(begin)
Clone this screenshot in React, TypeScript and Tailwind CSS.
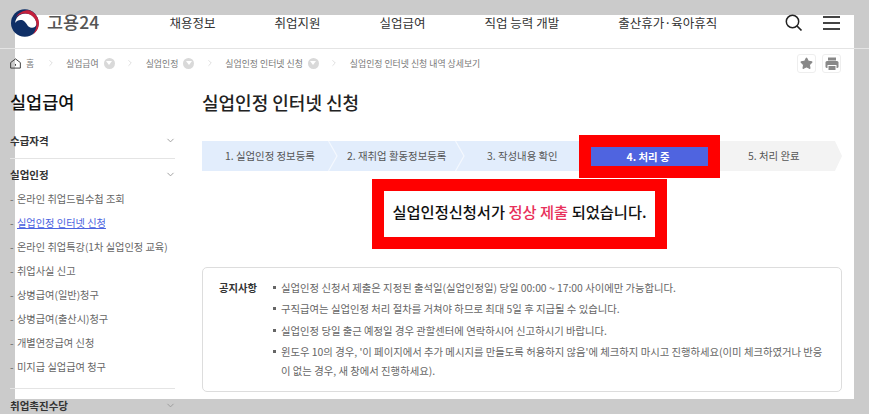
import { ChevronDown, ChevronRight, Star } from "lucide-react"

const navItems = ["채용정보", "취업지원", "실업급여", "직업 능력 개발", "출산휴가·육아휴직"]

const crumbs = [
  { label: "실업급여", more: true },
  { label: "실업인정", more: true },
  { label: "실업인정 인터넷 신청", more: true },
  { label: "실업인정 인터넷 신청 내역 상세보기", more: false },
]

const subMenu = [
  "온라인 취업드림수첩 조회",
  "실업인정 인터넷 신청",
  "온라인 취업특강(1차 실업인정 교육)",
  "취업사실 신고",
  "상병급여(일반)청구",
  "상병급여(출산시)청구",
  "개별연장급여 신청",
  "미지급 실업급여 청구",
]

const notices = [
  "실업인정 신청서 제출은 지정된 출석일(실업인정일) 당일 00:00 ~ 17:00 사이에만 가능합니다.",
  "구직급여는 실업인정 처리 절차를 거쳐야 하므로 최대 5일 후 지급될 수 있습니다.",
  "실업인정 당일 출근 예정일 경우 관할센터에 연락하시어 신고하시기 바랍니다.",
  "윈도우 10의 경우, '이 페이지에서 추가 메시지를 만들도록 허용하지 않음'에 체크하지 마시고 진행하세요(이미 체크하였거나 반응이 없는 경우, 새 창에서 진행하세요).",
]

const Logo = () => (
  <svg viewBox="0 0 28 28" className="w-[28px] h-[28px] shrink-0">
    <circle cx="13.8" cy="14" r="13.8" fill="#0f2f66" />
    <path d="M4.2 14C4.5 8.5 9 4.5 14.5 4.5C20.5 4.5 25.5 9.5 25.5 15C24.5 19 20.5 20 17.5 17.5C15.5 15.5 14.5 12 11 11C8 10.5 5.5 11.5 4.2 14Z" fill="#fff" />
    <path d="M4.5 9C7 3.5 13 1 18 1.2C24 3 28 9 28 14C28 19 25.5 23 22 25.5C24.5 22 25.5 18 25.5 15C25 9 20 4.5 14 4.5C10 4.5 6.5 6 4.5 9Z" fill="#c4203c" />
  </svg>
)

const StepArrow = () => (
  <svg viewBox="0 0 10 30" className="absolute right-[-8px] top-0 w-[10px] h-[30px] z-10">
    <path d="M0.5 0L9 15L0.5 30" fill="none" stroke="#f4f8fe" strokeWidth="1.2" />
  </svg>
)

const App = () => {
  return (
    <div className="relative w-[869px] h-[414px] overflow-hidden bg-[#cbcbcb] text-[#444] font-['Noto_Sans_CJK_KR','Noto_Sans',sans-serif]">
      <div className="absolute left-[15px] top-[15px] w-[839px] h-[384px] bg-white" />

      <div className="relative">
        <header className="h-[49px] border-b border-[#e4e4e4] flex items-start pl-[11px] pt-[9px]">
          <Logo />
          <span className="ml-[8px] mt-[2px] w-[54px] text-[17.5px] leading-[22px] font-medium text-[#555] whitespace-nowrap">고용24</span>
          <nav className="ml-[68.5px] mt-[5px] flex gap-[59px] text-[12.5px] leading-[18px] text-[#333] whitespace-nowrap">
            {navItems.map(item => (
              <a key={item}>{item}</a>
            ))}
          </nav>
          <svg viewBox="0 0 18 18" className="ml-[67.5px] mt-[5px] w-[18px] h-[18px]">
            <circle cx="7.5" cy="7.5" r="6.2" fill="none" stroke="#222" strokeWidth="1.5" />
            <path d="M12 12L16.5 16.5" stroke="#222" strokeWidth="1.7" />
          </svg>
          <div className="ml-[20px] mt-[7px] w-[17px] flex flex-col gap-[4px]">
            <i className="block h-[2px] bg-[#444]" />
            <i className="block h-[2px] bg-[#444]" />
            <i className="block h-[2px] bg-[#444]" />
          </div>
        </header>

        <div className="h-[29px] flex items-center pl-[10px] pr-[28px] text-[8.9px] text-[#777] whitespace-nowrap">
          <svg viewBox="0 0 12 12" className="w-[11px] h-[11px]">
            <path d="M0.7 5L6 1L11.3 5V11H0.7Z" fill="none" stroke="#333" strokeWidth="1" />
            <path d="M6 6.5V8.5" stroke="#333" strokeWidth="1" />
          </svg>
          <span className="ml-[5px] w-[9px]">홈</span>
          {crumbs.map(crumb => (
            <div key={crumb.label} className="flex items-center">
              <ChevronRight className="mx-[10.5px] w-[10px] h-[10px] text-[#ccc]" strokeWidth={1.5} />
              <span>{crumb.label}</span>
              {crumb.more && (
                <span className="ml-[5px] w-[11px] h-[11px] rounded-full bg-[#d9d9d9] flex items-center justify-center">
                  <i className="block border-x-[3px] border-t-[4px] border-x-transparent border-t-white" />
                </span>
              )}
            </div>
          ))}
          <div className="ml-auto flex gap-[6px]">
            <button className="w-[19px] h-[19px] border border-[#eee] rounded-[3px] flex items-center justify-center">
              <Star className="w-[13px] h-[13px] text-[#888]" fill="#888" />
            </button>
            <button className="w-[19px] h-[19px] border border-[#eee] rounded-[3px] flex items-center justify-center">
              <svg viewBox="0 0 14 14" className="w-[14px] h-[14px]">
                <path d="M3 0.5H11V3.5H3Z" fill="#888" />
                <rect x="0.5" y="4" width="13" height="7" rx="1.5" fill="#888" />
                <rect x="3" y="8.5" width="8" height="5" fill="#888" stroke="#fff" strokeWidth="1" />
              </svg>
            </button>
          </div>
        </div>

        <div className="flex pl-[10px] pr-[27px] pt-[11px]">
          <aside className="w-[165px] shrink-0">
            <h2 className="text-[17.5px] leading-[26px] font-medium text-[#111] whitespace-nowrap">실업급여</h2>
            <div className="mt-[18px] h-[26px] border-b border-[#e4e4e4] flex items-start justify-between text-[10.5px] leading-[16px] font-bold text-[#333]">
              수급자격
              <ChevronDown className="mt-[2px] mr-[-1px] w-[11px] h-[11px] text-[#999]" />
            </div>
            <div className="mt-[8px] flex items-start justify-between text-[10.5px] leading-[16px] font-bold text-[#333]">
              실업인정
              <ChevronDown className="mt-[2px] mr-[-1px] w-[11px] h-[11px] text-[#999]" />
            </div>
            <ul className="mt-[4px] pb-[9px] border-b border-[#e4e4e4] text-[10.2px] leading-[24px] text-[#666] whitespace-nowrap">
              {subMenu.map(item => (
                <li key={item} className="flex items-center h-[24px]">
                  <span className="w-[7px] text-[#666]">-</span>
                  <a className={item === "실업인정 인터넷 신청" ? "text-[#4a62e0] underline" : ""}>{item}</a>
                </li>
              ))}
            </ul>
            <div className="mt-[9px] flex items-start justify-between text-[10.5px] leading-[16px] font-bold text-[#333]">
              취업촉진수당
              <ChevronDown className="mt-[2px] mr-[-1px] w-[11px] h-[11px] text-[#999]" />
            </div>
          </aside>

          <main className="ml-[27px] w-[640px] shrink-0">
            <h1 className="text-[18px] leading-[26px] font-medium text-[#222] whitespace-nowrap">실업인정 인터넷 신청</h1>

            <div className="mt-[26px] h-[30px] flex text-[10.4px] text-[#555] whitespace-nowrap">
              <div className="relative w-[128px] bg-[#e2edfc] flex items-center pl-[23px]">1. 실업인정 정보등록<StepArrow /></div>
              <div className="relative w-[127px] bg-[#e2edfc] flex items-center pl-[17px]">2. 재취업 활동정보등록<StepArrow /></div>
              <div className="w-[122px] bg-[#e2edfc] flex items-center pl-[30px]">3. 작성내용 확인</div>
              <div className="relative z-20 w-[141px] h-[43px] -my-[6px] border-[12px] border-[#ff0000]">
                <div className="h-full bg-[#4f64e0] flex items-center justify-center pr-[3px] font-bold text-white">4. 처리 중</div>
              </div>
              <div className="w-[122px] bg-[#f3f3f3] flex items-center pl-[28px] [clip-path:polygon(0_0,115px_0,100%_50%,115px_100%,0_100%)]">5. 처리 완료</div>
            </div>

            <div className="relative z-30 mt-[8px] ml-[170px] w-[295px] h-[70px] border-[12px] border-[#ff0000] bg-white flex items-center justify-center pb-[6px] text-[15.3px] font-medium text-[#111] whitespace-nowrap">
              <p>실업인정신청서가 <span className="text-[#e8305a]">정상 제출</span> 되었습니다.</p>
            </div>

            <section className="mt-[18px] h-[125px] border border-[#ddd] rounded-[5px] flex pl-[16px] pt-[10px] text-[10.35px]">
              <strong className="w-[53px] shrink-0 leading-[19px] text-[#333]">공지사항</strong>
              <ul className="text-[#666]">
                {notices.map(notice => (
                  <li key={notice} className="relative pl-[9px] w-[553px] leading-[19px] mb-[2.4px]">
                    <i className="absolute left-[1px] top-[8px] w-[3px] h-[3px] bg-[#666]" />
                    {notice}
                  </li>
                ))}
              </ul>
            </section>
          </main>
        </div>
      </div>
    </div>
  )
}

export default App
(end)
To be done
Without the pictures, return the listing above from its first line through the line that has "left-[15px] top-[15px] w-[839px]".

Response to this exercise
Clone this screenshot in React, TypeScript and Tailwind CSS.
import { ChevronDown, ChevronRight, Star } from "lucide-react"

const navItems = ["채용정보", "취업지원", "실업급여", "직업 능력 개발", "출산휴가·육아휴직"]

const crumbs = [
  { label: "실업급여", more: true },
  { label: "실업인정", more: true },
  { label: "실업인정 인터넷 신청", more: true },
  { label: "실업인정 인터넷 신청 내역 상세보기", more: false },
]

const subMenu = [
  "온라인 취업드림수첩 조회",
  "실업인정 인터넷 신청",
  "온라인 취업특강(1차 실업인정 교육)",
  "취업사실 신고",
  "상병급여(일반)청구",
  "상병급여(출산시)청구",
  "개별연장급여 신청",
  "미지급 실업급여 청구",
]

const notices = [
  "실업인정 신청서 제출은 지정된 출석일(실업인정일) 당일 00:00 ~ 17:00 사이에만 가능합니다.",
  "구직급여는 실업인정 처리 절차를 거쳐야 하므로 최대 5일 후 지급될 수 있습니다.",
  "실업인정 당일 출근 예정일 경우 관할센터에 연락하시어 신고하시기 바랍니다.",
  "윈도우 10의 경우, '이 페이지에서 추가 메시지를 만들도록 허용하지 않음'에 체크하지 마시고 진행하세요(이미 체크하였거나 반응이 없는 경우, 새 창에서 진행하세요).",
]

const Logo = () => (
  <svg viewBox="0 0 28 28" className="w-[28px] h-[28px] shrink-0">
    <circle cx="13.8" cy="14" r="13.8" fill="#0f2f66" />
    <path d="M4.2 14C4.5 8.5 9 4.5 14.5 4.5C20.5 4.5 25.5 9.5 25.5 15C24.5 19 20.5 20 17.5 17.5C15.5 15.5 14.5 12 11 11C8 10.5 5.5 11.5 4.2 14Z" fill="#fff" />
    <path d="M4.5 9C7 3.5 13 1 18 1.2C24 3 28 9 28 14C28 19 25.5 23 22 25.5C24.5 22 25.5 18 25.5 15C25 9 20 4.5 14 4.5C10 4.5 6.5 6 4.5 9Z" fill="#c4203c" />
  </svg>
)

const StepArrow = () => (
  <svg viewBox="0 0 10 30" className="absolute right-[-8px] top-0 w-[10px] h-[30px] z-10">
    <path d="M0.5 0L9 15L0.5 30" fill="none" stroke="#f4f8fe" strokeWidth="1.2" />
  </svg>
)

const App = () => {
  return (
    <div className="relative w-[869px] h-[414px] overflow-hidden bg-[#cbcbcb] text-[#444] font-['Noto_Sans_CJK_KR','Noto_Sans',sans-serif]">
      <div className="absolute left-[15px] top-[15px] w-[839px] h-[384px] bg-white" />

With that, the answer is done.